Sunday, August 21, 2016

I am really not

Okay -- I find this strange -- or at least remarkable.  I had an "aha!" moment last year, when I realized -- for the first time -- that something which  had happened to me in the past put me in a well-known statistic.   

Okay. That was strange enough.  That I, who sort of pride myself on my ability to look at things and see how they are, could have skipped lightly over this event, even though I thought about it every so often, just never called it by its name.  And in fact had said aloud, several times, and to myself, several more times, that I was very lucky that I did not, in fact, belong to this statistic.  I feel weirdly ashamed, as though I did it on purpose, although I assure you I did not.

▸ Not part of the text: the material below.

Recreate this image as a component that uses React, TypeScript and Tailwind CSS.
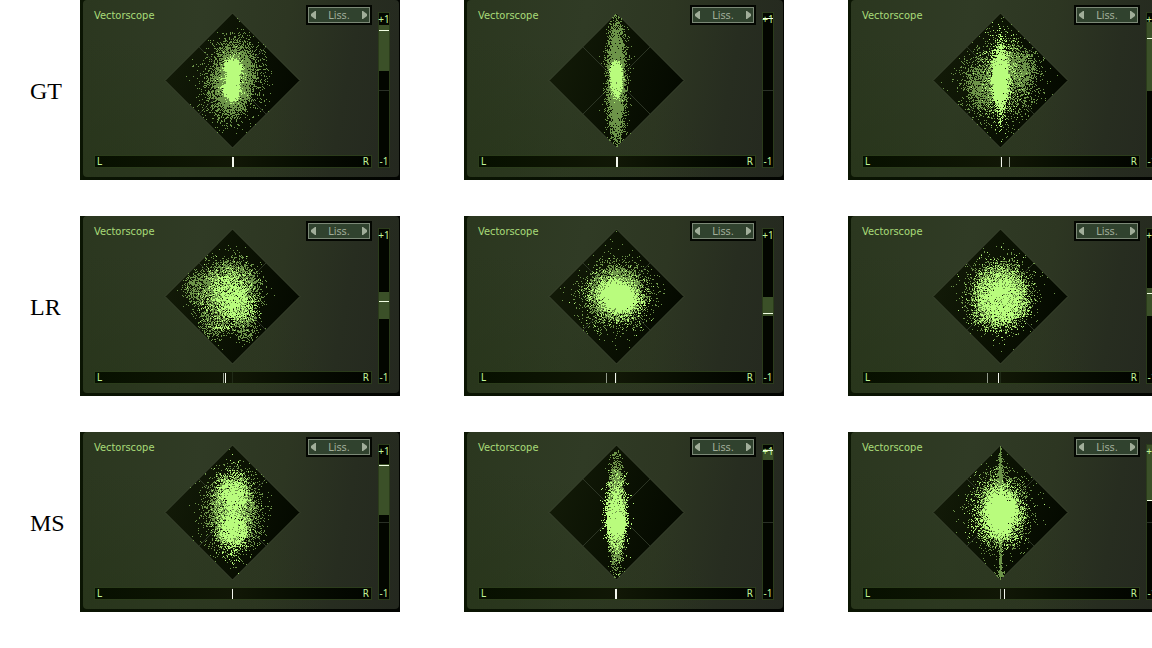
import { useMemo } from "react";

type Tone = "dim" | "bright";

/** A soft-edged ellipse of lit pixels, in pixels from the scope's centre. */
type Blob = {
  tone: Tone;
  x: number;
  y: number;
  rx: number;
  ry: number;
  soft: number;
  fill: number;
  tilt?: number;
};

type Marker = { at: number; width?: number; faint?: boolean };

type Scope = {
  id: string;
  seed: number;
  blobs: Blob[];
  balance: Marker[];
  range?: [number, number];
  level: number;
};

const blob = (
  tone: Tone,
  x: number,
  y: number,
  rx: number,
  ry: number,
  soft: number,
  fill: number,
  tilt = 0,
): Blob => ({ tone, x, y, rx, ry, soft, fill, tilt });

const ROWS: { label: string; scopes: Scope[] }[] = [
  {
    label: "GT",
    scopes: [
      {
        id: "gt-1",
        seed: 11,
        blobs: [
          blob("dim", 1, -1, 29, 41, 0.14, 0.36, -0.2),
          blob("dim", 0, -2, 20, 36, 0.12, 0.6, -0.15),
          blob("dim", 1, 0, 17, 29, 0.1, 0.75, -0.1),
          blob("bright", 0, -3, 12, 22, 0.1, 0.3),
          blob("bright", 0, -13, 9, 9, 0.08, 1),
          blob("bright", 0, -4, 7, 12, 0.1, 1),
          blob("bright", -1, 9, 9, 9, 0.08, 1),
          blob("bright", 0, 16, 6, 5, 0.1, 1),
        ],
        balance: [{ at: 152, width: 2 }],
        range: [25, 71],
        level: 30,
      },
      {
        id: "gt-2",
        seed: 22,
        blobs: [
          blob("dim", 0, 0, 11, 64, 0.14, 0.45),
          blob("dim", 0, 0, 8, 58, 0.1, 0.95),
          blob("bright", 0, -9, 7, 11, 0.07, 0.7),
          blob("bright", 0, 0, 6, 18, 0.08, 0.98),
        ],
        balance: [{ at: 152, width: 2 }],
        level: 18,
      },
      {
        id: "gt-3",
        seed: 33,
        blobs: [
          blob("dim", 0, 0, 34, 38, 0.16, 0.4, -0.4),
          blob("dim", 16, -10, 17, 20, 0.13, 0.72),
          blob("dim", -17, 5, 16, 20, 0.13, 0.6),
          blob("bright", 0, -4, 17, 36, 0.2, 0.16),
          blob("bright", 0, -3, 9, 32, 0.12, 0.85),
          blob("bright", 0, 1, 8, 22, 0.1, 0.98),
          blob("bright", 0, 0, 2, 48, 0.14, 0.5),
        ],
        balance: [{ at: 153 }, { at: 161, faint: true }],
        range: [22, 91],
        level: 38,
      },
    ],
  },
  {
    label: "LR",
    scopes: [
      {
        id: "lr-1",
        seed: 44,
        blobs: [
          blob("dim", -6, -2, 32, 35, 0.11, 0.36),
          blob("dim", -34, -8, 13, 15, 0.14, 0.55),
          blob("dim", 0, -8, 25, 27, 0.1, 0.6),
          blob("dim", -18, 26, 13, 17, 0.12, 0.4),
          blob("dim", 13, 26, 11, 18, 0.13, 0.5),
          blob("bright", -4, 0, 25, 27, 0.13, 0.22),
          blob("bright", -2, -4, 17, 18, 0.12, 0.6),
          blob("bright", 6, 10, 15, 14, 0.12, 0.55),
          blob("bright", -10, 31, 11, 2, 0.2, 0.45),
        ],
        balance: [{ at: 143, faint: true }, { at: 145 }],
        range: [76, 103],
        level: 85,
      },
      {
        id: "lr-2",
        seed: 55,
        blobs: [
          blob("dim", 0, -1, 32, 30, 0.18, 0.42),
          blob("dim", 0, -3, 25, 26, 0.11, 0.8, -0.4),
          blob("bright", 0, 0, 27, 22, 0.15, 0.3, -0.4),
          blob("bright", 1, 0, 20, 16, 0.12, 0.85, -0.4),
          blob("bright", 3, 1, 16, 13, 0.08, 1, -0.4),
        ],
        balance: [{ at: 142, faint: true }, { at: 151 }],
        range: [81, 100],
        level: 97,
      },
      {
        id: "lr-3",
        seed: 66,
        blobs: [
          blob("dim", 0, -1, 31, 34, 0.14, 0.42),
          blob("dim", 0, 0, 26, 29, 0.1, 0.75),
          blob("bright", 0, 1, 27, 32, 0.12, 0.3),
          blob("bright", 0, 2, 22, 25, 0.12, 0.58),
          blob("bright", 0, 3, 15, 17, 0.15, 0.65),
        ],
        balance: [{ at: 139, faint: true }, { at: 150 }],
        range: [72, 100],
        level: 77,
      },
    ],
  },
  {
    label: "MS",
    scopes: [
      {
        id: "ms-1",
        seed: 77,
        blobs: [
          blob("dim", 0, 0, 27, 39, 0.17, 0.42),
          blob("dim", 0, -1, 21, 35, 0.1, 0.72),
          blob("bright", 0, 0, 18, 40, 0.11, 0.3),
          blob("bright", 0, -18, 14, 15, 0.14, 0.75),
          blob("bright", 1, 17, 13, 14, 0.14, 0.82),
          blob("bright", 0, 0, 7, 20, 0.14, 0.55),
        ],
        balance: [{ at: 152 }],
        range: [32, 83],
        level: 33,
      },
      {
        id: "ms-2",
        seed: 88,
        blobs: [
          blob("dim", 0, 0, 7, 62, 0.12, 0.5),
          blob("dim", 0, 0, 9, 47, 0.1, 0.85),
          blob("bright", 0, 2, 12, 36, 0.15, 0.36),
          blob("bright", 0, 4, 9, 29, 0.12, 0.62),
          blob("bright", 0, 8, 9, 16, 0.12, 0.9),
        ],
        balance: [{ at: 151, width: 2 }],
        range: [17, 28],
        level: 18,
      },
      {
        id: "ms-3",
        seed: 99,
        blobs: [
          blob("dim", 0, -2, 27, 36, 0.17, 0.42),
          blob("dim", 0, -2, 19, 32, 0.12, 0.65),
          blob("dim", 0, 0, 2, 68, 0.08, 0.95),
          blob("dim", 0, 62, 4, 6, 0.2, 0.8),
          blob("dim", 0, -40, 3, 12, 0.2, 0.8),
          blob("bright", -1, 0, 24, 29, 0.13, 0.36),
          blob("bright", 0, 1, 17, 24, 0.11, 0.82),
          blob("bright", 0, 1, 13, 19, 0.1, 1),
        ],
        balance: [{ at: 152, faint: true }, { at: 156 }],
        range: [13, 69],
        level: 68,
      },
    ],
  },
];

const RADIUS = 67;
const BAR_START = 15;
const METER_START = 13;

function createRandom(seed: number) {
  let state = seed * 2654435761;
  return () => {
    state = (state + 0x6d2b79f5) | 0;
    let t = Math.imul(state ^ (state >>> 15), 1 | state);
    t = (t + Math.imul(t ^ (t >>> 7), 61 | t)) ^ t;
    return ((t ^ (t >>> 14)) >>> 0) / 4294967296;
  };
}

/** Lights pixels inside the diamond and returns one path per tone. */
function plot(scope: Scope): Record<Tone, string> {
  const random = createRandom(scope.seed);
  const paths: Record<Tone, string> = { dim: "", bright: "" };
  for (let y = -RADIUS; y <= RADIUS; y++) {
    for (let x = -RADIUS; x <= RADIUS; x++) {
      if (Math.abs(x) + Math.abs(y) > RADIUS) continue;
      let tone: Tone | null = null;
      for (const b of scope.blobs) {
        const c = Math.cos(b.tilt ?? 0);
        const s = Math.sin(b.tilt ?? 0);
        const dx = x - b.x;
        const dy = y - b.y;
        const r = Math.hypot((dx * c - dy * s) / b.rx, (dx * s + dy * c) / b.ry);
        if (random() < b.fill / (1 + Math.exp((r - 1) / b.soft))) tone = b.tone;
      }
      if (tone) paths[tone] += `M${x + RADIUS} ${y + RADIUS}h1v1h-1z`;
    }
  }
  return paths;
}

function Diamond({ scope }: { scope: Scope }) {
  const paths = useMemo(() => plot(scope), [scope]);
  const gradient = `scope-${scope.id}`;
  return (
    <svg
      className="mt-[13px] block h-[135px] w-[135px] overflow-visible"
      viewBox="0 0 135 135"
      role="img"
      aria-label="Stereo field"
    >
      <defs>
        <linearGradient id={gradient} x1="0" y1="0.3" x2="1" y2="0.6">
          <stop offset="0" stopColor="#131b08" />
          <stop offset="0.5" stopColor="#0b1203" />
          <stop offset="1" stopColor="#040900" />
        </linearGradient>
      </defs>
      <path d="M67.5 0L135 67.5L67.5 135L0 67.5Z" fill={`url(#${gradient})`} stroke="#3c4631" />
      <path d="M34 34L101 101M101 34L34 101" fill="none" stroke="#2c3524" />
      <g shapeRendering="crispEdges">
        <path d={paths.dim} fill="#6d9449" />
        <path d={paths.bright} fill="#b9fc7d" />
      </g>
    </svg>
  );
}

function ModeSelector() {
  return (
    <div className="mt-[5px] flex h-5 w-[66px] justify-self-end bg-[#030601] p-[2px]">
      <div className="flex flex-1 items-center justify-between border border-[#7c8977] bg-[#30422e] px-[2px] text-[#a1ae9a]">
        <button type="button" aria-label="Previous mode" className="block">
          <svg className="block h-[8px] w-[5px]" viewBox="0 0 5 8" fill="currentColor">
            <path d="M5 0V8H4L0 5V3L4 0Z" />
          </svg>
        </button>
        <span className="pt-px text-[11px] leading-[14px]">Liss.</span>
        <button type="button" aria-label="Next mode" className="block">
          <svg className="block h-[8px] w-[5px]" viewBox="0 0 5 8" fill="currentColor">
            <path d="M0 0V8H1L5 5V3L1 0Z" />
          </svg>
        </button>
      </div>
    </div>
  );
}

function BalanceBar({ markers }: { markers: Marker[] }) {
  return (
    <div className="mt-[7px] border border-[#2b3c1b] bg-[#040800]">
      <div className="relative flex h-[11px] items-center justify-between bg-linear-to-r from-[#071000] via-[#111706] to-[#020500] px-[2px] text-[10px] leading-[11px] text-[#c2f59a]">
        <span>L</span>
        <span>R</span>
        <i className="absolute inset-y-0 left-[137px] w-px bg-[#202a17]" />
        {markers.map((m) => (
          <i
            key={m.at}
            className={`absolute top-px bottom-0 ${m.width === 2 ? "w-[2px]" : "w-px"} ${m.faint ? "bg-[#929b8b]" : "bg-[#f4f8ee]"}`}
            style={{ left: m.at - BAR_START }}
          />
        ))}
      </div>
    </div>
  );
}

function CorrelationMeter({ range, level }: { range?: [number, number]; level: number }) {
  return (
    <div className="mt-3 flex h-[156px] w-3 shrink-0 border border-[#2b3c1b] bg-[#030600]">
      <div className="relative flex min-w-0 flex-1 flex-col items-center justify-between font-['Noto_Sans',sans-serif] text-[10px] leading-[12px] text-[#c2f59a]">
        <i className="absolute inset-x-0 top-[77px] h-px bg-[#2a3026]" />
        {range && (
          <i
            className="absolute inset-x-0 bg-[#3b5028]"
            style={{ top: range[0] - METER_START, height: range[1] - range[0] }}
          />
        )}
        <span className="relative">+1</span>
        <span className="relative">-1</span>
        <i className="absolute inset-x-0 h-px bg-[#f1ffe2]" style={{ top: level - METER_START }} />
      </div>
    </div>
  );
}

function Vectorscope({ scope }: { scope: Scope }) {
  return (
    <section className="w-80 shrink-0 bg-[#091003] bg-linear-to-r from-[#0b1503] to-[#020401] pr-px pb-[3px] pl-[3px] font-['DejaVu_Sans_Condensed','DejaVu_Sans',sans-serif]">
      <div className="flex h-[177px] gap-[6px] rounded-[4px] bg-[radial-gradient(ellipse_at_0%_95%,#26341899,transparent_55%),linear-gradient(100deg,#2b371f_0%,#303b25_35%,#2d3622_60%,#272d20_80%,#24281f_100%)] pr-[9px] pl-[11px]">
        <div className="flex-1">
          <div className="grid grid-cols-[71px_136px_71px] items-start">
            <h2 className="mt-[9px] text-[11px] leading-[14px] text-[#a9dc79]">Vectorscope</h2>
            <Diamond scope={scope} />
            <ModeSelector />
          </div>
          <BalanceBar markers={scope.balance} />
        </div>
        <CorrelationMeter range={scope.range} level={scope.level} />
      </div>
    </section>
  );
}

export default function App() {
  return (
    <main className="flex min-h-screen flex-col gap-9 overflow-x-hidden bg-white">
      {ROWS.map((row) => (
        <div key={row.label} className="flex items-center">
          <h1 className="w-20 shrink-0 pt-[2px] pl-[30px] font-['Liberation_Serif',serif] text-[24px] leading-8 text-black">
            {row.label}
          </h1>
          <div className="flex gap-16">
            {row.scopes.map((scope) => (
              <Vectorscope key={scope.id} scope={scope} />
            ))}
          </div>
        </div>
      ))}
    </main>
  );
}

But here's the part that seems freaky to me now.  When I read articles online or in the news about these statistics, and other sufferers from it, I get very anxious and start shifting in my chair and breathing in little gasps, and want to leave the room.  That's the way that "trigger" stories make people feel who know that this happened to them.  And I didn't know, until just recently.  So I feel as though I must be making these reactions up.  But I am not.  I am really not.